Univariate case–control comparisons were performed using T-tests for continuous variables and chi-square tests for categorical variables; 2-sided p-values were presented. The Pearson’s correlation coefficient between BMI at enrollment and BMI at age 21 was computed.
Using normal BMI as the referent, we used conditional logistic regression to estimate odds ratios (OR) and corresponding 95 % CI for ESRD associated with the other BMI categories, overall and stratified by race. We performed the main analyses using BMI at age 21 and, in separate models, considered BMI at enrollment. We investigated race × BMI interactions using a Wald test for the race × continuous BMI interaction term. In addition to the matching variables, covariates included in the main analyses were education (<high school, high school/vocational training/junior college, ≥college), and cigarette smoking (never, former, current). Differences between the crude and adjusted estimates were minimal but we present the adjusted estimates. We did not include history of diabetes or hypertension in our main models given that these may be on the causal pathway between elevated BMI and ESRD. However, in sensitivity analyses, we adjusted additionally for diabetes and hypertension at baseline, in order to examine the magnitude of the association between BMI at age 21 and ESRD independent of these two main intermediates. Also, in order to investigate the influence of short follow-up on the BMI at enrollment-ESRD association, we performed additional sensitivity analyses by successively excluding cases diagnosed within 12, 24 and 36 months after enrollment.

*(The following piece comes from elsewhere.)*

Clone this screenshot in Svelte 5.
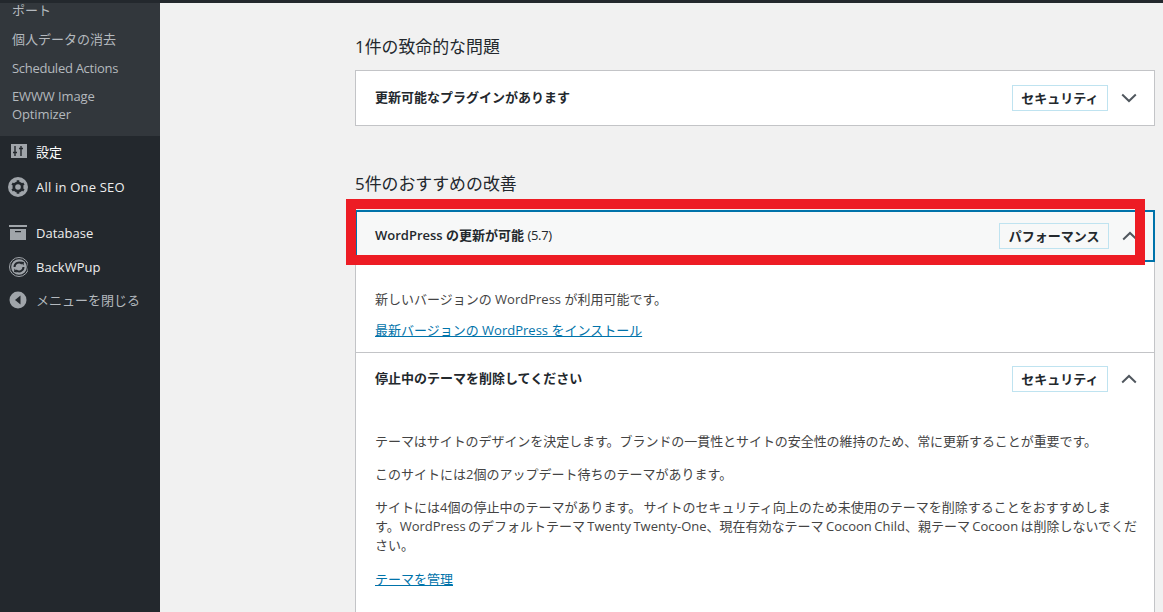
<script>
  const sub = [
    { label: 'ポート', cls: 'first' },
    { label: '個人データの消去', cls: '' },
    { label: 'Scheduled Actions', cls: 'tight' },
    { label: 'EWWW Image Optimizer', cls: 'last' }
  ];
</script>

<div class="page">
  <div class="topbar"></div>
  <div class="body">
    <aside class="side">
      <ul class="submenu">
        {#each sub as s}
          <li class={s.cls}>{s.label}</li>
        {/each}
      </ul>
      <ul class="menu">
        <li class="m settings">
          <svg viewBox="0 0 20 20" width="20" height="20"><path fill="#a0a5aa" d="M3 2h16v14H3z"/><path fill="none" stroke="#23282d" stroke-width="1.400" d="M7 4v10M13 4v10M5 10.500h4M11 6.500h4"/></svg>
          <span class="bright">設定</span>
        </li>
        <li class="m seo">
          <svg viewBox="0 0 20 20" width="20" height="20"><circle cx="10" cy="10" r="10" fill="#a0a5aa"/><circle cx="10" cy="10" r="5.500" fill="#23282d"/><path stroke="#23282d" stroke-width="2.600" d="M10 3.200v13.600M4.100 6.600l11.800 6.800M4.100 13.400l11.800-6.800"/><circle cx="10" cy="10" r="2.800" fill="#a0a5aa"/></svg>
          <span class="wide">All in One SEO</span>
        </li>
        <li class="m db">
          <svg viewBox="0 0 20 20" width="20" height="20"><path fill="#a0a5aa" d="M1 2h18v2H1zM2 6h16v11H2z"/><path fill="#23282d" d="M7 8h6v1.200H7z"/></svg>
          <span>Database</span>
        </li>
        <li class="m bwp">
          <svg viewBox="0 0 20 20" width="20" height="20"><circle cx="11" cy="10" r="9.500" fill="#23282d" stroke="#a0a5aa" stroke-width="1"/><circle cx="11" cy="10" r="7.800" fill="#a0a5aa"/><path fill="none" stroke="#23282d" stroke-width="2" d="M6.500 10a4.500 4.500 0 0 1 7.500-3.300M15.500 10a4.500 4.500 0 0 1-7.500 3.300"/><path fill="#23282d" d="M12.500 4.500l3.500.5-.5 3.500zM9.500 15.500l-3.500-.5.5-3.500z"/></svg>
          <span>BackWPup</span>
        </li>
        <li class="m close">
          <svg viewBox="0 0 20 20" width="20" height="20"><circle cx="10" cy="10" r="8.500" fill="#a0a5aa"/><path fill="#23282d" d="M12.500 5.500v9L7 10z"/></svg>
          <span>メニューを閉じる</span>
        </li>
      </ul>
    </aside>

    <main class="main">
      <div class="col">
        <h2 class="h-critical">1件の致命的な問題</h2>
        <section class="card solo">
          <div class="row">
            <h3>更新可能なプラグインがあります</h3>
            <span class="badge">セキュリティ</span>
            <svg class="chev" viewBox="0 0 16 10" width="16" height="10"><path d="M1.200 1.500 8 8l6.800-6.500" fill="none" stroke="#50575e" stroke-width="2"/></svg>
          </div>
        </section>

        <h2 class="h-rec">5件のおすすめの改善</h2>
        <section class="card">
          <div class="row focus">
            <h3>WordPress の更新が可能 <span class="ver">(5.7)</span></h3>
            <span class="badge">パフォーマンス</span>
            <svg class="chev" viewBox="0 0 16 10" width="16" height="10"><path d="M1.200 8.500 8 2l6.800 6.500" fill="none" stroke="#50575e" stroke-width="2"/></svg>
            <div class="redbox"></div>
          </div>
          <div class="panel one">
            <p>新しいバージョンの WordPress が利用可能です。</p>
            <a href="#update">最新バージョンの WordPress をインストール</a>
          </div>
          <div class="row second">
            <h3>停止中のテーマを削除してください</h3>
            <span class="badge">セキュリティ</span>
            <svg class="chev" viewBox="0 0 16 10" width="16" height="10"><path d="M1.200 8.500 8 2l6.800 6.500" fill="none" stroke="#50575e" stroke-width="2"/></svg>
          </div>
          <div class="panel two">
            <p class="lead">テーマはサイトのデザインを決定します。ブランドの一貫性とサイトの安全性の維持のため、常に更新することが重要です。</p>
            <p>このサイトには2個のアップデート待ちのテーマがあります。</p>
            <p class="long">サイトには4個の停止中のテーマがあります。 サイトのセキュリティ向上のため未使用のテーマを削除することをおすすめしま<br>す。WordPress のデフォルトテーマ Twenty Twenty-One、現在有効なテーマ Cocoon Child、親テーマ Cocoon は削除しないでくだ<br>さい。</p>
            <a href="#themes">テーマを管理</a>
          </div>
        </section>
      </div>
    </main>
  </div>
</div>

<style>
  :global(body) {
    margin: 0;
    overflow: hidden;
  }
  .page {
    height: 612px;
    overflow: hidden;
    display: flex;
    flex-direction: column;
    background: #f1f1f1;
    font-family: "Open Sans", "Noto Sans CJK JP", sans-serif;
    font-size: 13px;
    color: #444;
  }
  .topbar {
    height: 3px;
    flex: none;
    background: #23282d;
  }
  .body {
    flex: 1;
    display: flex;
    min-height: 0;
  }
  .side {
    width: 160px;
    flex: none;
    background: #23282d;
    overflow: hidden;
  }
  ul {
    list-style: none;
    margin: 0;
    padding: 0;
  }
  .submenu {
    background: #32373c;
    color: #b4b9be;
    height: 133px;
    overflow: hidden;
    font-size: 13px;
  }
  .submenu li {
    padding: 0 12px;
    line-height: 18px;
    margin-bottom: 11px;
  }
  .submenu li.first {
    margin-top: -2px;
  }
  .submenu li.tight {
    letter-spacing: -0.28px;
  }
  .submenu li.last {
    margin-top: -1px;
    letter-spacing: -0.12px;
  }
  .menu {
    color: #eeeeee;
  }
  .m {
    display: flex;
    align-items: center;
    padding-left: 8px;
    gap: 8px;
    line-height: 18px;
  }
  .m svg {
    flex: none;
  }
  .settings {
    height: 32px;
  }
  .settings span {
    color: #fff;
  }
  .seo {
    height: 37px;
  }
  .wide {
    letter-spacing: 0.2px;
  }
  .db {
    margin-top: 11px;
    height: 34px;
  }
  .bwp {
    height: 34px;
  }
  .close {
    height: 32px;
    color: #b4b9be;
  }
  .main {
    flex: 1;
    min-width: 0;
    overflow: hidden;
  }
  .col {
    width: 800px;
    margin-left: 195px;
  }
  h2 {
    font-size: 16.900px;
    font-weight: 400;
    line-height: 24px;
    margin: 0;
    color: #23282d;
  }
  .h-critical {
    padding-top: 32px;
    padding-bottom: 11px;
  }
  .h-rec {
    padding-top: 46px;
    padding-bottom: 14px;
  }
  .card {
    background: #fff;
    border: 1px solid #c3c4c7;
    box-sizing: border-box;
  }
  .row {
    position: relative;
    display: flex;
    align-items: center;
    height: 54px;
    padding: 0 17px 0 19px;
    box-sizing: border-box;
  }
  .row.second {
    height: 52px;
  }
  h3 {
    flex: 1;
    margin: -2px 0 0;
    font-size: 13px;
    font-weight: 600;
    line-height: 18px;
    color: #23282d;
  }
  .ver {
    font-weight: 400;
    letter-spacing: -0.3px;
  }
  .badge {
    border: 1px solid #bfe3f0;
    padding: 0 8.500px;
    height: 26px;
    line-height: 24px;
    box-sizing: border-box;
    font-weight: 600;
    color: #23282d;
    margin-right: 13px;
  }
  .chev {
    flex: none;
  }
  .row.focus {
    height: 52px;
    padding-left: 20px;
    background: #f7f8f8;
    outline: 2px solid #0073aa;
    outline-offset: -2px;
    margin: -1px -1px 0 -1px;
  }
  .redbox {
    position: absolute;
    left: -9px;
    top: -11px;
    width: 799px;
    height: 66px;
    box-sizing: border-box;
    border: 10px solid #ed1c24;
    pointer-events: none;
  }
  .panel {
    padding: 0 19px;
    line-height: 18px;
  }
  .panel p {
    margin: 0 0 13px;
  }
  .panel a {
    color: #0073aa;
    text-decoration: underline;
  }
  .panel.one {
    padding-top: 28px;
    padding-bottom: 13px;
    border-bottom: 1px solid #c3c4c7;
  }
  .panel.two {
    padding-top: 27px;
    padding-bottom: 30px;
  }
  .panel.two p {
    margin-bottom: 15px;
  }
  .panel.two .lead {
    letter-spacing: -0.06px;
  }
  .panel.two .long {
    line-height: 19px;
    white-space: nowrap;
    word-spacing: -1px;
  }
</style>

In subsequent analysis, BMI at 21 was modeled using restricted cubic splines with 5 equally spaced knots chosen according to Harrell’s percentile distribution: 0.05, 0.275, 0.5, 0.725 and 0.95 corresponding to BMI values of 17.2, 20.7, 22.9, 25.7, 33.8 kg/m2 respectively . Predicted probabilities of incident ESRD were then computed from the multivariable logistic models and plotted against BMI at 21. Given that potential outliers at the tail ends of the distribution—BMI at 21 < 18.5 kg/m2 and BMI > 35 kg/m2—could influence the shape of the curve, we performed sensitivity analyses excluding persons with these values and plotted the curves using splines with knots placed at 20th, 40th, 60th and 80th percentiles of BMI at age 21.
All analyses were performed using STATA (version 12.1, Stata Corp, College Station, Texas, USA) and R version 3.1.1 (R Core Team 2014). For all analyses, p-values < 0.05 were considered statistically significant.
SCCS participants provided written informed consent, and protocols were approved by the Institutional Review Boards of Vanderbilt University Medical Center and Meharry Medical College.